Rational Synthesis of Core-Shell-Structured Nickel Sulfide-Based Nanostructures for Efficient Seawater Electrolysis

Versatile electrocatalysis at higher current densities  for natural seawater splitting to produce hydrogen demands active and  robust catalysts to overcome the severe chloride corrosion, competing  chlorine evolution, and catalyst poisoning.
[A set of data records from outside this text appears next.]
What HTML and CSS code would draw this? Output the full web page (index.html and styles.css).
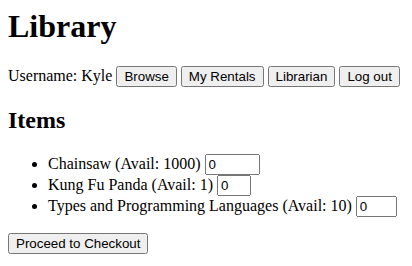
FILE: index.html
```html
<!DOCTYPE html>
<html lang="en">
<head>
  <meta charset="UTF-8" />
  <title>Library</title>
  <link rel="stylesheet" href="styles.css">
</head>
<body>
  <h1>Library</h1>
  <div class="user-bar">
    Username: Kyle
    <button>Browse</button>
    <button>My Rentals</button>
    <button>Librarian</button>
    <button>Log out</button>
  </div>

  <h2>Items</h2>
  <ul class="items">
    <li>Chainsaw (Avail: 1000) <input class="qty" type="text" value="0" style="width: 55px"></li>
    <li>Kung Fu Panda (Avail: 1) <input class="qty" type="text" value="0" style="width: 34px"></li>
    <li>Types and Programming Languages (Avail: 10) <input class="qty" type="text" value="0" style="width: 41px"></li>
  </ul>
  <button>Proceed to Checkout</button>
</body>
</html>
```

FILE: styles.css
```css
body {
  margin: 8px;
  font-family: 'Liberation Serif', 'Times New Roman', serif;
  font-size: 16px;
  color: #000;
  background: #fff;
}

h1 {
  font-size: 32px;
  margin-top: 0;
}

button,
input {
  font-family: 'Liberation Sans', Arial, sans-serif;
  font-size: 13.33px;
}

.qty {
  box-sizing: border-box;
}
```
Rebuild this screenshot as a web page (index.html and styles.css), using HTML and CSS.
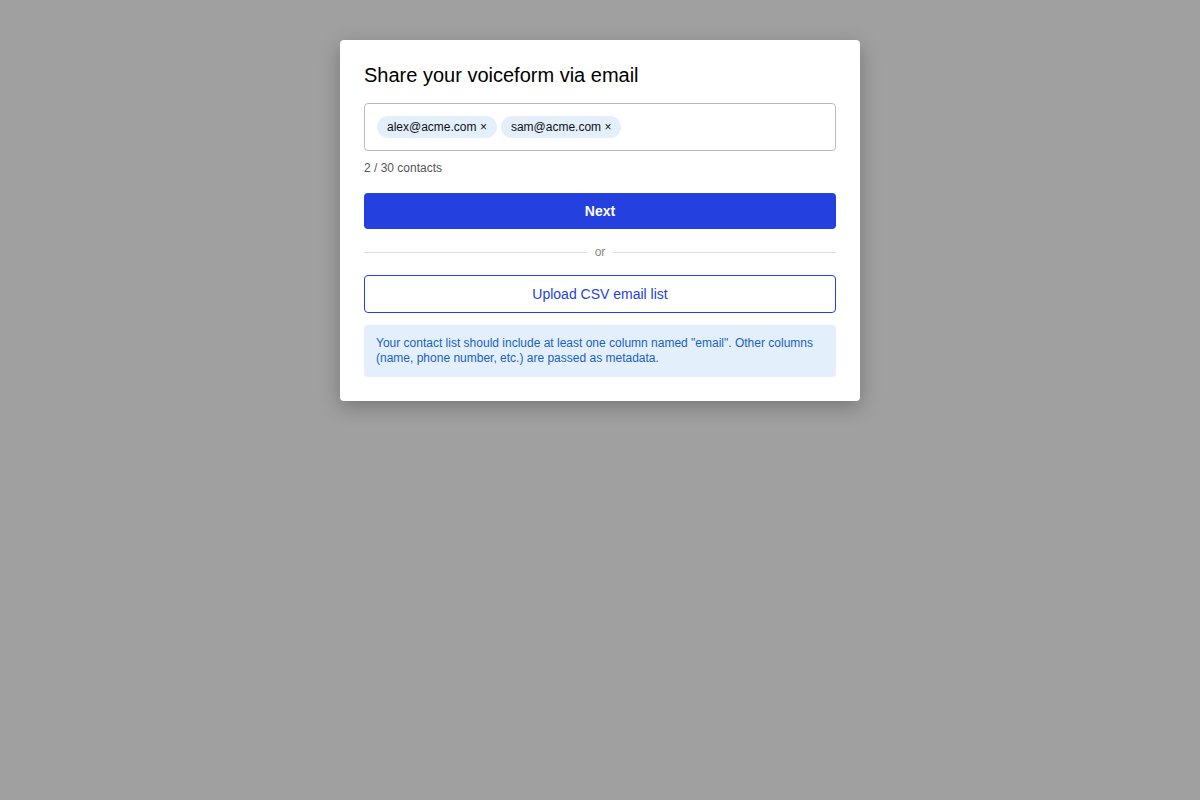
FILE: index.html
```html
<!DOCTYPE html>
<html>
<head>
<meta charset="utf-8">
<link rel="stylesheet" href="styles.css">
</head>
<body>
<div class="overlay">
  <div class="modal">
    <h2 class="title">Share your voiceform via email</h2>
    <div class="email-input">
      <span class="chip">alex@acme.com <span class="x">×</span></span>
      <span class="chip">sam@acme.com <span class="x">×</span></span>
    </div>
    <div class="count">2 / 30 contacts</div>
    <button class="btn-primary">Next</button>
    <div class="divider"><span class="line"></span><span class="or">or</span><span class="line"></span></div>
    <button class="btn-outline">Upload CSV email list</button>
    <div class="info">Your contact list should include at least one column named "email". Other columns (name, phone number, etc.) are passed as metadata.</div>
  </div>
</div>
</body>
</html>
```

FILE: styles.css
```css
* { box-sizing: border-box; }
html, body { margin: 0; padding: 0; }
body {
  background: #a0a0a0;
  font-family: "Liberation Sans", Arial, sans-serif;
  width: 1200px;
  height: 800px;
}
.overlay {
  display: flex;
  justify-content: center;
  padding-top: 40px;
}
.modal {
  width: 520px;
  background: #fff;
  border-radius: 4px;
  padding: 24px;
  box-shadow: 0 6px 20px rgba(0,0,0,0.25);
  display: flex;
  flex-direction: column;
}
.title {
  margin: 0 0 17px 0;
  font-size: 20px;
  font-weight: normal;
  line-height: 22px;
  color: #000;
}
.email-input {
  height: 48px;
  border: 1px solid #b9b9b9;
  border-radius: 4px;
  display: flex;
  align-items: center;
  gap: 4px;
  padding: 0 12px;
}
.chip {
  height: 22px;
  line-height: 22px;
  background: #e3f0fc;
  border-radius: 11px;
  padding: 0 10px;
  font-size: 12px;
  color: #111;
}
.chip .x { font-size: 12px; }
.count {
  margin-top: 9px;
  font-size: 12px;
  line-height: 16px;
  color: #555;
}
.btn-primary {
  margin-top: 17px;
  height: 36px;
  border: none;
  border-radius: 4px;
  background: #2441e0;
  color: #fff;
  font-family: inherit;
  font-size: 14px;
  font-weight: 600;
}
.divider {
  margin-top: 15px;
  height: 16px;
  display: flex;
  align-items: center;
  gap: 8px;
}
.divider .line {
  flex: 1;
  height: 1px;
  background: #dcdcdc;
}
.divider .or {
  font-size: 12px;
  color: #888;
  line-height: 16px;
}
.btn-outline {
  margin-top: 15px;
  height: 38px;
  border: 1px solid #2441e0;
  border-radius: 4px;
  background: #fff;
  color: #2441e0;
  font-family: inherit;
  font-size: 14px;
}
.info {
  margin-top: 12px;
  background: #e3f0fc;
  border-radius: 4px;
  padding: 11px 12px;
  font-size: 12px;
  line-height: 15px;
  color: #1a5fc4;
}
```
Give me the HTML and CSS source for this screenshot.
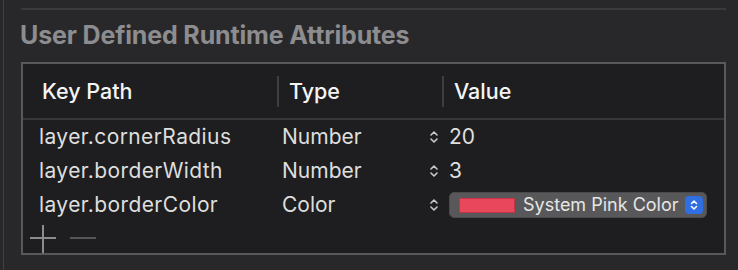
FILE: index.html
```html
<!DOCTYPE html>
<html lang="en">
<head>
    <meta charset="UTF-8">
    <title>User Defined Runtime Attributes</title>
    <link rel="stylesheet" href="styles.css">
</head>
<body>
    <div class="panel">
        <div class="separator"></div>
        <h2 class="section-title">User Defined Runtime Attributes</h2>

        <div class="attr-table">
            <div class="attr-header">
                <div class="col col-key">Key Path</div>
                <div class="col col-type">Type</div>
                <div class="col col-value">Value</div>
            </div>

            <div class="attr-row">
                <div class="cell cell-key">layer.cornerRadius</div>
                <div class="cell cell-type">
                    <span>Number</span>
                    <svg class="stepper" width="10" height="16" viewBox="0 0 10 16"><path d="M2 6 L5 3 L8 6 M2 10 L5 13 L8 10"/></svg>
                </div>
                <div class="cell cell-value">20</div>
            </div>

            <div class="attr-row">
                <div class="cell cell-key">layer.borderWidth</div>
                <div class="cell cell-type">
                    <span>Number</span>
                    <svg class="stepper" width="10" height="16" viewBox="0 0 10 16"><path d="M2 6 L5 3 L8 6 M2 10 L5 13 L8 10"/></svg>
                </div>
                <div class="cell cell-value">3</div>
            </div>

            <div class="attr-row">
                <div class="cell cell-key">layer.borderColor</div>
                <div class="cell cell-type">
                    <span>Color</span>
                    <svg class="stepper" width="10" height="16" viewBox="0 0 10 16"><path d="M2 6 L5 3 L8 6 M2 10 L5 13 L8 10"/></svg>
                </div>
                <div class="cell cell-value">
                    <div class="color-popup">
                        <span class="swatch"></span>
                        <span class="color-name">System Pink Color</span>
                        <span class="popup-arrows">
                            <svg width="10" height="14" viewBox="0 0 10 14"><path d="M2.5 5.5 L5 3 L7.5 5.5 M2.5 8.5 L5 11 L7.5 8.5"/></svg>
                        </span>
                    </div>
                </div>
            </div>

            <div class="attr-footer">
                <span class="btn-add"></span>
                <span class="btn-remove"></span>
            </div>
        </div>
    </div>
</body>
</html>
```

FILE: styles.css
```css
body {
    margin: 0;
    background-color: #28282a;
    font-family: Inter, "Liberation Sans", sans-serif;
    width: 738px;
    height: 270px;
    overflow: hidden;
}

.panel {
    margin-left: 3px;
    border-left: 1px solid #404042;
    height: 270px;
    padding-top: 8px;
    box-sizing: border-box;
}

.separator {
    margin-left: 17px;
    width: 705px;
    height: 2px;
    background-color: #3a3a3c;
}

.section-title {
    margin: 0 0 0 16px;
    height: 52px;
    line-height: 50px;
    font-size: 25px;
    font-weight: bold;
    color: #8d8d90;
    letter-spacing: -0.15px;
}

.attr-table {
    margin-left: 17px;
    width: 705px;
    height: 193px;
    box-sizing: border-box;
    border: 2px solid #59595b;
    background-color: #1e1e20;
}

.attr-header {
    display: grid;
    grid-template-columns: 254px 165px 1fr;
    height: 54px;
    align-items: center;
    border-bottom: 2px solid #37373a;
}

.col {
    color: #f4f4f4;
    font-size: 21.5px;
    line-height: 31px;
    font-weight: 500;
}

.col-key {
    padding-left: 19px;
}

.col-type,
.col-value {
    border-left: 2px solid #3e3e41;
    padding-left: 10px;
}

.attr-row {
    display: grid;
    grid-template-columns: 254px 165px 1fr;
    height: 34px;
    align-items: center;
    font-size: 21px;
    line-height: 34px;
    color: #dedede;
}

.cell-key {
    padding-left: 16px;
    letter-spacing: 0.4px;
}

.cell-type {
    display: flex;
    justify-content: space-between;
    align-items: center;
    padding-left: 5px;
    padding-right: 3px;
}

.stepper path {
    fill: none;
    stroke: #c9c9c9;
    stroke-width: 1.6;
    stroke-linecap: round;
    stroke-linejoin: round;
}

.cell-value {
    padding-left: 7px;
}

.color-popup {
    display: flex;
    align-items: center;
    width: 258px;
    height: 26px;
    box-sizing: border-box;
    padding: 0 3px 0 9px;
    background-color: #58585a;
    border: 1px solid #4a4a4c;
    border-radius: 5px;
    line-height: 24px;
}

.swatch {
    width: 54px;
    height: 13px;
    background-color: #e8475c;
    border: 1px solid #c23548;
}

.color-name {
    flex: 1;
    margin-left: 8px;
    font-size: 18px;
    color: #e6e6e6;
}

.popup-arrows {
    display: flex;
    align-items: center;
    justify-content: center;
    width: 18px;
    height: 18px;
    border-radius: 4px;
    background-color: #2f6fe2;
}

.popup-arrows path {
    fill: none;
    stroke: #ffffff;
    stroke-width: 1.5;
    stroke-linecap: round;
    stroke-linejoin: round;
}

.attr-footer {
    display: flex;
    align-items: center;
    height: 31px;
    padding-left: 7px;
    gap: 14px;
}

.btn-add,
.btn-remove {
    position: relative;
    width: 26px;
    height: 26px;
}

.btn-add::before,
.btn-add::after,
.btn-remove::before {
    content: "";
    position: absolute;
    background-color: #8c8c8c;
}

.btn-add::before {
    left: 0;
    top: 12px;
    width: 26px;
    height: 2px;
}

.btn-add::after {
    left: 12px;
    top: 0;
    width: 2px;
    height: 28px;
}

.btn-remove::before {
    left: 0;
    top: 12px;
    width: 26px;
    height: 2px;
    background-color: #555557;
}
```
Hereto, the  core-shell-structured heterostructures composed of amorphous NiFe  hydroxide layer capped Ni₃S₂ nanopyramids which are directly grown on nickel foam skeleton (NiS@LDH/NF)  are rationally prepared to regulate cooperatively electronic structure  and mass transport for boosting oxygen evolution reaction (OER)  performance at larger current densities. The prepared NiS@LDH/NF delivers the anodic current density of 1000 mA cm⁻² at the overpotential of 341 mV in 1.0 m KOH seawater. The feasible surface reconstruction of Ni₃S₂-FeNi  LDH interfaces improves the chemical stability and corrosion  resistance, ensuring the robust electrocatalytic activity in seawater  electrolytes for continuous and stable oxygen evolution without any  hypochlorite production. Meanwhile, the designed Ni₃S₂ nanopyramids coated with FeNi₂P layer (NiS@FeNiP/NF) still exhibit the improved hydrogen evolution reaction (HER) activity in 1.0 m KOH seawater. Furthermore, the NiS@FeNiP/NF||NiS@LDH/NF pair requires cell voltage of 1.636 V to attain 100 mA cm⁻² with a 100% Faradaic efficiency, exhibiting tremendous potential for hydrogen production from seawater.